ECLI:NL:CBB:2005:AT7331
College van Beroep voor het bedrijfsleven
- Eerste en enige aanleg
- Rechtspraak.nl
Beroep tegen besluit Minister van Landbouw inzake extensiveringspremie
In deze zaak heeft de Maatschap A en B, appellante, beroep ingesteld tegen een besluit van de Minister van Landbouw, Natuur en Voedselkwaliteit, verweerder, betreffende de Regeling dierlijke EG-premies. Appellante had op 1 september 2004 beroep aangetekend tegen een besluit van 26 juli 2004, waarin verweerder het bezwaar van appellante tegen een eerder besluit van 31 december 2003 afwees. Dit eerdere besluit betrof de afwijzing van een verzoek om alsnog in aanmerking te komen voor het extensiveringsbedrag, dat onderdeel uitmaakt van de aanvraag oppervlakten voor de landbouwsubsidies. De procedure omvatte een zitting op 18 mei 2005, waar appellante werd vertegenwoordigd door haar gemachtigde, F. Keurhorst, en verweerder door mr. F.S. Cooke.
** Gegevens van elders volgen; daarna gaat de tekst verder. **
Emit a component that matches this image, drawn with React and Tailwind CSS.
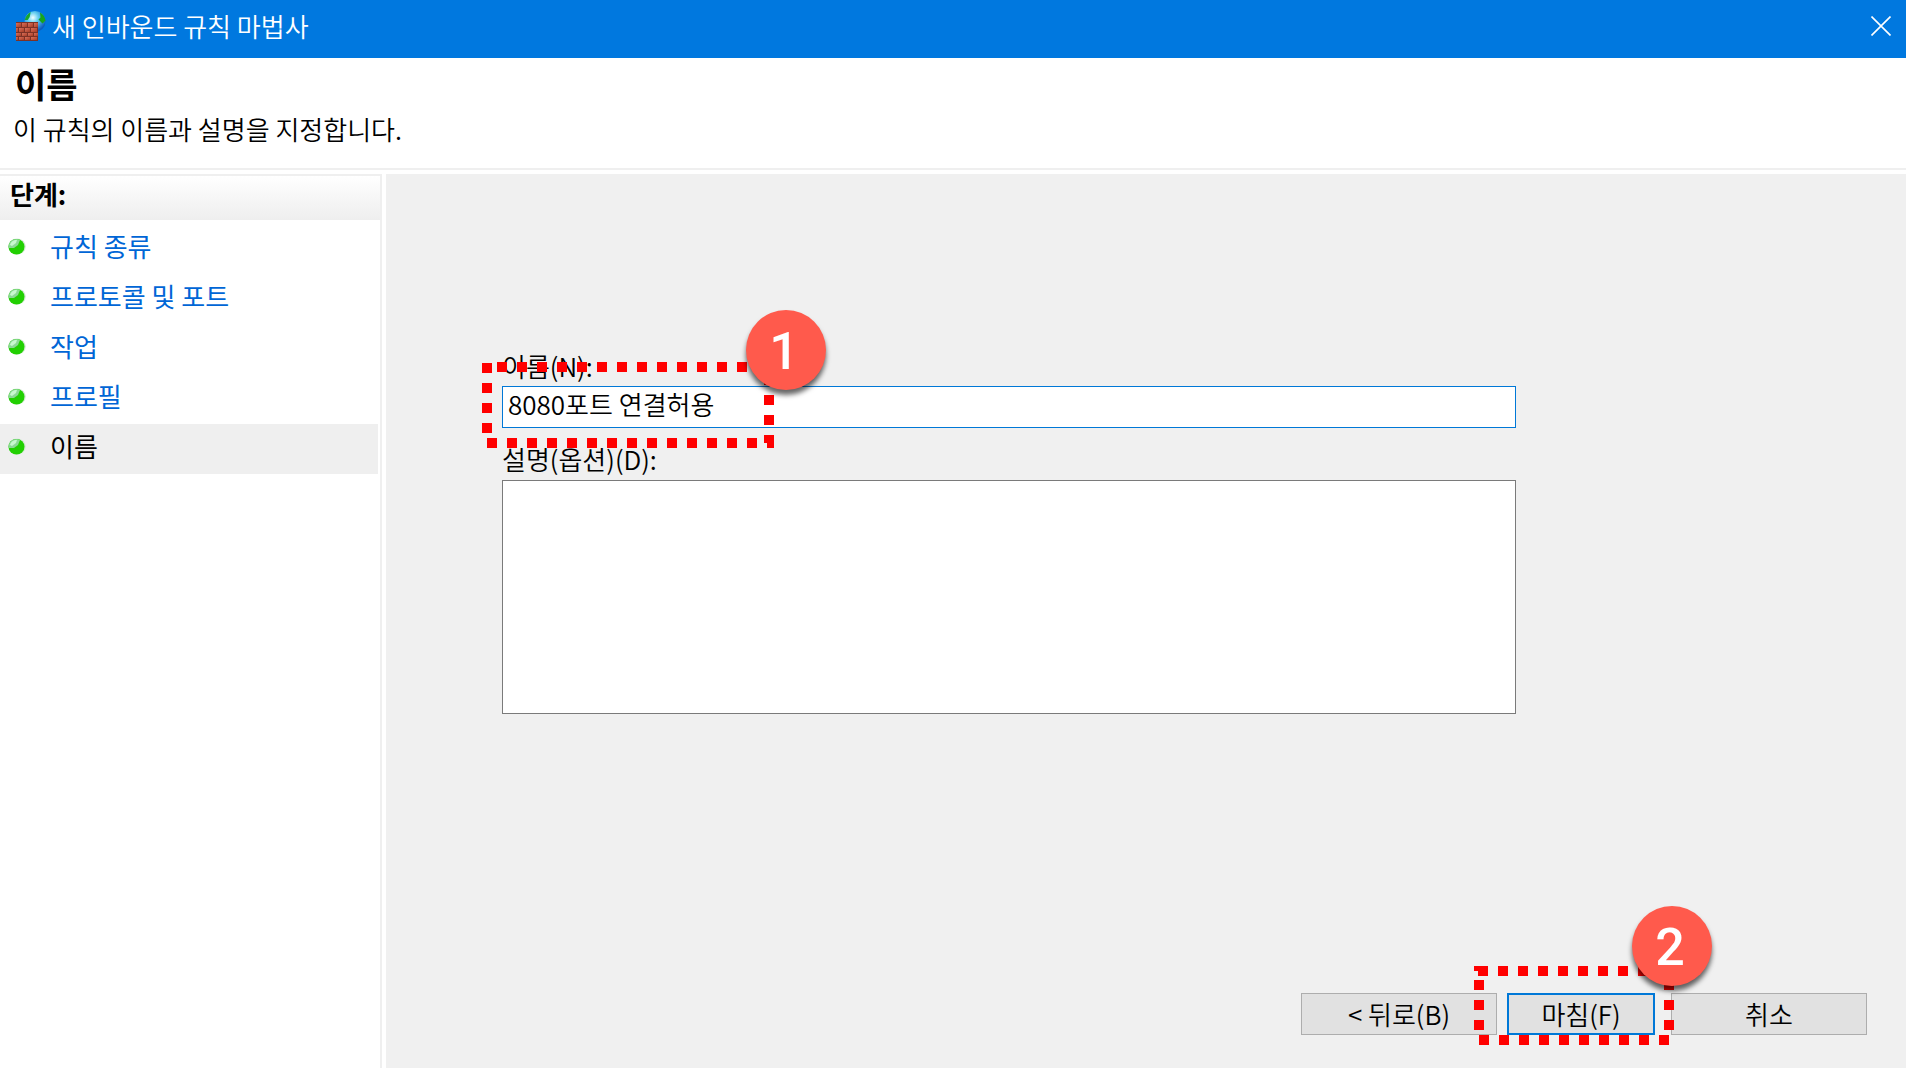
const steps = ['규칙 종류', '프로토콜 및 포트', '작업', '프로필', '이름'];

function FirewallIcon() {
  return (
    <svg className="h-[30px] w-[30px] shrink-0" viewBox="0 0 30 30" aria-hidden="true">
      <defs>
        <radialGradient id="globe" cx="40%" cy="32%" r="65%">
          <stop offset="0" stopColor="#f2ffff" />
          <stop offset="0.4" stopColor="#62cdf0" />
          <stop offset="1" stopColor="#0b5cc0" />
        </radialGradient>
        <linearGradient id="brick" x1="0" y1="0" x2="1" y2="1">
          <stop offset="0" stopColor="#d9705a" />
          <stop offset="1" stopColor="#a63c26" />
        </linearGradient>
      </defs>
      <circle cx="19" cy="10.5" r="10.5" fill="url(#globe)" />
      <path d="M8.700 9c1-4 3-6 6-8l-1 5-2 3z" fill="#18a52c" />
      <path d="M24 1.500c3 1.500 5 4.500 5.500 8l-3 3-4-4 2-2z" fill="#17a51d" />
      <rect x="0" y="11" width="22" height="19" fill="#7d3226" />
      <g fill="url(#brick)">
        <rect x="0" y="12" width="5" height="4" /><rect x="6" y="12" width="5" height="4" />
        <rect x="12" y="12" width="5" height="4" /><rect x="18" y="12" width="4" height="4" />
        <rect x="0" y="17" width="2" height="4" /><rect x="3" y="17" width="5" height="4" />
        <rect x="9" y="17" width="5" height="4" /><rect x="15" y="17" width="6" height="4" />
        <rect x="0" y="22" width="5" height="3" /><rect x="6" y="22" width="5" height="3" />
        <rect x="12" y="22" width="5" height="3" /><rect x="18" y="22" width="4" height="3" />
        <rect x="0" y="26" width="2" height="3" /><rect x="3" y="26" width="5" height="3" />
        <rect x="9" y="26" width="5" height="3" /><rect x="15" y="26" width="6" height="3" />
      </g>
    </svg>
  );
}

function Bullet() {
  return (
    <svg className="h-[17px] w-[18px] shrink-0" viewBox="0 0 18 17" aria-hidden="true">
      <ellipse cx="9" cy="8.5" rx="8.8" ry="8" fill="#d5e8d5" />
      <ellipse cx="8.5" cy="8.8" rx="8" ry="7.8" fill="#22d002" />
      <path d="M0.6 10C0.4 4 4 1 9 1l3 1-2 5-4 3z" fill="#8bd795" />
      <path d="M2 7C3 3.500 5 2 9 2L8 5 4 8z" fill="#c8f7cf" />
    </svg>
  );
}

function Marker({ children, className }) {
  return (
    <span
      className={`absolute z-20 flex h-20 w-20 items-center justify-center rounded-full bg-[#ff5a4c] pt-1 pr-1 font-[Roboto,sans-serif] text-[52px] leading-none font-medium text-white shadow-[0_5px_5px_rgba(0,0,0,0.6)] ${className}`}
    >
      {children}
    </span>
  );
}

export default function App() {
  return (
    <div className="flex min-h-screen flex-col bg-white font-['Noto_Sans_CJK_KR',sans-serif] text-[26px] leading-8 font-[350] text-black">
      <header className="flex h-[58px] items-center bg-[#0078df] pr-[13px] pb-[6px] pl-4 text-white">
        <FirewallIcon />
        <span className="ml-[6px] grow">새 인바운드 규칙 마법사</span>
        <button type="button" aria-label="닫기" className="flex h-6 w-6 items-center justify-center">
          <svg className="h-5 w-5" viewBox="0 0 20 20" stroke="white" strokeWidth="1.6" aria-hidden="true">
            <path d="M0.500 0.500l19 19M19.500 0.500l-19 19" />
          </svg>
        </button>
      </header>

      <div className="h-28 border-b-2 border-[#efefef] pt-[6px]">
        <h1 className="pl-[15px] text-[34px] leading-10 font-bold">이름</h1>
        <p className="pt-[9px] pl-[13px]">이 규칙의 이름과 설명을 지정합니다.</p>
      </div>

      <div className="flex grow gap-1 pt-1">
        <nav aria-labelledby="steps" className="w-[382px] shrink-0 border-t-2 border-r-2 border-[#efefef]">
          <h2 id="steps" className="h-11 bg-linear-to-b from-white to-[#eeeeee] pt-[2px] pl-[10px] leading-8 font-bold">
            단계:
          </h2>
          <ol className="pt-1 pr-[2px] font-normal">
            {steps.map((step, i) => {
              const current = i === steps.length - 1;
              return (
                <li
                  key={step}
                  aria-current={current ? 'step' : undefined}
                  className={`flex h-[50px] items-center gap-6 pb-[6px] pl-2 ${current ? 'bg-[#efefef]' : ''}`}
                >
                  <Bullet />
                  {current ? <span>{step}</span> : <a href="#" className="text-[#0066d6]">{step}</a>}
                </li>
              );
            })}
          </ol>
        </nav>

        <main className="flex grow flex-col bg-[#f0f0f0] pt-[176px] pr-[39px] pb-[33px] pl-[116px]">
          <div className="mr-[351px] flex flex-col">
            <label htmlFor="name" className="h-9">이름(N):</label>
            <div className="relative">
              <input
                id="name"
                type="text"
                defaultValue="8080포트 연결허용"
                className="block h-[42px] w-full border border-[#0078d7] bg-white pb-2 pl-[5px] outline-none"
              />
              <svg
                className="pointer-events-none absolute -top-6 -left-5 z-10 h-[86px] w-[292px]"
                viewBox="0 0 292 86"
                fill="none"
                stroke="#ff0000"
                strokeWidth="10"
                aria-hidden="true"
              >
                <path d="M5 5H287V81H5V0" strokeDasharray="10 10" strokeDashoffset="10" />
              </svg>
              <Marker className="-top-[76px] left-[244px]">1</Marker>
            </div>
            <label htmlFor="description" className="mt-[15px] h-[37px]">설명(옵션)(D):</label>
            <textarea
              id="description"
              className="block h-[234px] w-full resize-none border border-[#7a7a7a] bg-white px-[5px] outline-none"
            />
          </div>

          <div className="mt-auto flex justify-end">
            <button type="button" className="h-[42px] w-[196px] border border-[#adadad] bg-[#e1e1e1]">
              &lt; 뒤로(B)
            </button>
            <div className="relative mr-4 ml-[10px]">
              <button type="button" className="h-[42px] w-[148px] border-2 border-[#0078d7] bg-[#e1e1e1]">
                마침(F)
              </button>
              <svg
                className="pointer-events-none absolute -top-[27px] -left-[33px] z-10 h-[79px] w-[200px]"
                viewBox="0 0 200 79"
                fill="none"
                stroke="#ff0000"
                strokeWidth="10"
                aria-hidden="true"
              >
                <path d="M4 5H195V74H5V5" strokeDasharray="10 10" />
                <path d="M0 2.500H5" strokeWidth="5" />
              </svg>
              <Marker className="-top-[87px] left-[125px]">2</Marker>
            </div>
            <button type="button" className="h-[42px] w-[196px] border border-[#adadad] bg-[#e1e1e1]">
              취소
            </button>
          </div>
        </main>
      </div>
    </div>
  );
}
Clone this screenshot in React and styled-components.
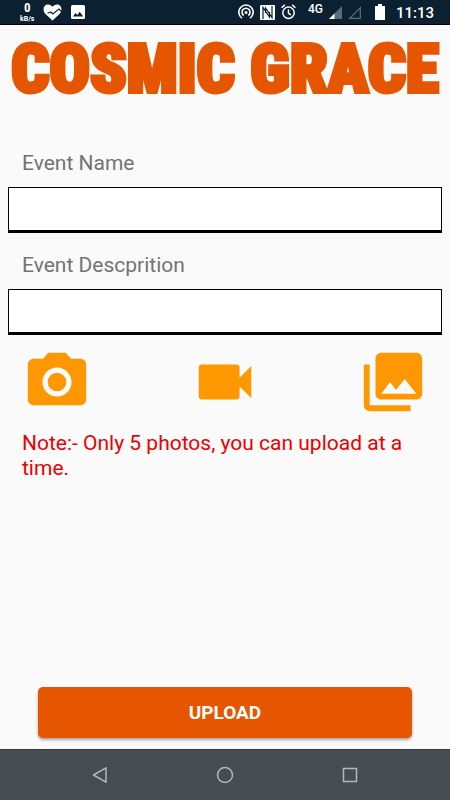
import styled, { createGlobalStyle } from "styled-components";
import { MdPhotoCamera, MdVideocam, MdPhotoLibrary } from "react-icons/md";

const GlobalStyle = createGlobalStyle`
  * {
    box-sizing: border-box;
  }

  body {
    margin: 0;
    background-color: #fafafa;
    font-family: Roboto, "Liberation Sans", sans-serif;
  }
`;

const Screen = styled.div`
  min-height: 100vh;
  display: flex;
  flex-direction: column;
`;

const StatusBar = styled.header`
  height: 25px;
  padding: 0 16px 0 20px;
  display: flex;
  align-items: center;
  justify-content: space-between;
  color: white;
  background-color: #0b2031;
  border-bottom: 1px solid black;
`;

const StatusGroup = styled.div`
  display: flex;
  align-items: center;
  gap: ${(props) => props.$gap}px;
`;

const Speed = styled.div`
  display: flex;
  flex-direction: column;
  align-items: center;
  font-size: 7px;
  font-weight: bold;
  line-height: 8px;
`;

const SpeedValue = styled.span`
  font-family: "Roboto Condensed", Roboto, sans-serif;
  font-size: 13px;
  line-height: 14px;
`;

const Network = styled.span`
  font-size: 12px;
  font-weight: 500;
  line-height: 12px;
  padding: 0 0 6px 6px;
`;

const Battery = styled.svg`
  margin: 0 5px 0 8px;
`;

const Clock = styled.time`
  font-size: 15px;
  font-weight: 500;
  padding-top: 2px;
`;

const Title = styled.h1`
  margin: 0;
  padding-top: 9px;
  color: #e65500;
  font-family: Impact, "Roboto Condensed", Roboto, sans-serif;
  font-size: 67px;
  font-weight: 900;
  line-height: 70px;
  text-align: center;
  white-space: nowrap;
  -webkit-text-stroke: 4px #e65500;
`;

const Form = styled.form`
  flex: 1;
  display: flex;
  flex-direction: column;
  padding: 27px 8px 11px;
`;

const Label = styled.label`
  padding: 20px 14px 12px;
  color: #737373;
  font-size: 21px;
  line-height: 24px;
`;

const Input = styled.input`
  width: 100%;
  height: 46px;
  padding: 0 14px;
  font: inherit;
  font-size: 21px;
  background-color: white;
  border: 1px solid black;
  border-bottom-width: 3px;
  border-radius: 0;
  outline: none;
`;

const MediaRow = styled.div`
  display: flex;
  justify-content: space-between;
  padding: 12px 14px 14px;
`;

const MediaButton = styled.button`
  display: flex;
  padding: 0;
  border: none;
  background: none;
  color: #ff9800;
  font-size: 70px;
  cursor: pointer;
`;

const Note = styled.p`
  margin: 0;
  padding: 0 14px;
  color: #ec0000;
  font-size: 21px;
  line-height: 25px;
`;

const Submit = styled.button`
  height: 51px;
  margin: auto 30px 0;
  color: white;
  background-color: #e65500;
  font-family: inherit;
  font-size: 19px;
  font-weight: bold;
  border: none;
  border-radius: 5px;
  box-shadow: 0 2px 3px rgba(0, 0, 0, 0.35);
  cursor: pointer;
`;

const NavBar = styled.nav`
  height: 51px;
  display: flex;
  align-items: center;
  justify-content: center;
  gap: 101px;
  background-color: #464d52;
  border-top: 1px solid #33383c;
`;

const NavButton = styled.button`
  display: flex;
  padding: 0;
  border: none;
  background: none;
  color: #b4b8ba;
  cursor: pointer;
`;

const HeartIcon = () => (
  <svg width="19" height="17" viewBox="0 0 19 17">
    <path
      d="M9.500 16.500 2.500 10C-1 6 .5.5 5 .5c2 0 3.500 1 4.500 2.300C10.500 1.500 12 .5 14 .5c4.500 0 6 5.500 2.500 9.500z"
      fill="white"
    />
    <path d="M4.500 9.300l3.300-1.300 2 2 6.200-5 3 3" fill="none" stroke="#0b2031" strokeWidth="1.200" />
    <path d="M6.500 10.500l3 3.500 7-6.500" fill="none" stroke="white" strokeWidth="2" />
  </svg>
);

const PictureIcon = () => (
  <svg width="14" height="14" viewBox="0 0 14 14">
    <rect width="14" height="14" rx="1.500" fill="white" />
    <path d="M2 11.500l2.500-3.500 1.800 2 2.400-3.200 3.500 4.700z" fill="#0b2031" />
  </svg>
);

const HotspotIcon = () => (
  <svg width="16" height="16" viewBox="0 0 16 16" fill="none" stroke="white" strokeWidth="1.600">
    <path d="M4 14.200a7.200 7.200 0 1 1 8 0" />
    <path d="M5.700 11.500a4 4 0 1 1 4.600 0" />
    <circle cx="8" cy="8.500" r="1.500" fill="white" stroke="none" />
  </svg>
);

const NfcIcon = () => (
  <svg width="15" height="15" viewBox="0 0 15 15">
    <rect width="15" height="15" rx="1" fill="white" />
    <path
      d="M3 14V2.500l6.500 9.500V7M12 1v11.500L5.500 3v5"
      fill="none"
      stroke="#0b2031"
      strokeWidth="1.200"
    />
  </svg>
);

const AlarmIcon = () => (
  <svg width="15" height="16" viewBox="0 0 15 16" fill="none" stroke="white" strokeWidth="1.500">
    <circle cx="7.500" cy="8.800" r="5.700" />
    <path d="M7.500 5.500v3.800l2.500 1.500M.6 3.700l3.200-2.800M14.400 3.700l-3.200-2.800" />
  </svg>
);

const SignalIcon = () => (
  <svg width="13" height="13" viewBox="0 0 13 13">
    <path d="M13 0v13H0z" fill="#5d6b77" />
    <path d="M5.500 7.500V13H0z" fill="white" />
  </svg>
);

const EmptySignalIcon = () => (
  <svg width="13" height="13" viewBox="0 0 13 13">
    <path d="M12.300 1.700v10.600H1.700z" fill="none" stroke="#5d6b77" strokeWidth="1.300" />
  </svg>
);

const App = () => {
  return (
    <Screen>
      <GlobalStyle />
      <StatusBar>
        <StatusGroup $gap={9}>
          <Speed>
            <SpeedValue>0</SpeedValue>
            <span>kB/s</span>
          </Speed>
          <HeartIcon />
          <PictureIcon />
        </StatusGroup>
        <StatusGroup $gap={6}>
          <HotspotIcon />
          <NfcIcon />
          <AlarmIcon />
          <Network>4G</Network>
          <SignalIcon />
          <EmptySignalIcon />
          <Battery width="10" height="16" viewBox="0 0 10 16">
            <path d="M3 0h4v2h3v14H0V2h3z" fill="white" />
          </Battery>
          <Clock>11:13</Clock>
        </StatusGroup>
      </StatusBar>
      <Title>COSMIC GRACE</Title>
      <Form onSubmit={(e) => e.preventDefault()}>
        <Label htmlFor="name">Event Name</Label>
        <Input id="name" type="text" />
        <Label htmlFor="description">Event Descprition</Label>
        <Input id="description" type="text" />
        <MediaRow>
          <MediaButton type="button" aria-label="Take photo">
            <MdPhotoCamera />
          </MediaButton>
          <MediaButton type="button" aria-label="Record video">
            <MdVideocam />
          </MediaButton>
          <MediaButton type="button" aria-label="Choose from gallery">
            <MdPhotoLibrary />
          </MediaButton>
        </MediaRow>
        <Note>Note:- Only 5 photos, you can upload at a time.</Note>
        <Submit type="submit">UPLOAD</Submit>
      </Form>
      <NavBar>
        <NavButton aria-label="Back">
          <svg width="24" height="24" viewBox="0 0 24 24" fill="none" stroke="currentColor" strokeWidth="1.500">
            <path d="M18 4.800v14.400L5.500 12z" strokeLinejoin="round" />
          </svg>
        </NavButton>
        <NavButton aria-label="Home">
          <svg width="24" height="24" viewBox="0 0 24 24" fill="none" stroke="currentColor" strokeWidth="1.500">
            <circle cx="12" cy="12" r="7.500" />
          </svg>
        </NavButton>
        <NavButton aria-label="Recent apps">
          <svg width="24" height="24" viewBox="0 0 24 24" fill="none" stroke="currentColor" strokeWidth="1.500">
            <rect x="5.500" y="5.500" width="13" height="13" />
          </svg>
        </NavButton>
      </NavBar>
    </Screen>
  );
};

export default App;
De kern van het geschil draait om de vraag of appellante een kennelijke fout heeft gemaakt in haar aanvraag voor het extensiveringsbedrag. Appellante stelde dat er sprake was van een kennelijke fout, omdat zij in eerdere jaren wel het extensiveringsbedrag had aangevraagd en ontvangen. Verweerder oordeelde echter dat de aanvraag niet onlogisch of onbegrijpelijk was ingevuld en dat er geen gerede twijfel bestond over de intenties van appellante. Het College van Beroep voor het bedrijfsleven oordeelde dat de aanvraag van appellante niet voldeed aan de criteria voor het erkennen van een kennelijke fout, zoals vastgelegd in de relevante Europese verordening.
Het College concludeerde dat verweerder terecht het bezwaar van appellante ongegrond had verklaard en het besluit van 31 december 2003 had gehandhaafd. De uitspraak benadrukt de verantwoordelijkheid van de producent voor het correct invullen van de aanvraag en de strikte voorwaarden waaronder wijzigingen na de indiening van een aanvraag kunnen worden geaccepteerd. Het beroep van appellante werd ongegrond verklaard, zonder dat er termen aanwezig waren voor een proceskostenveroordeling.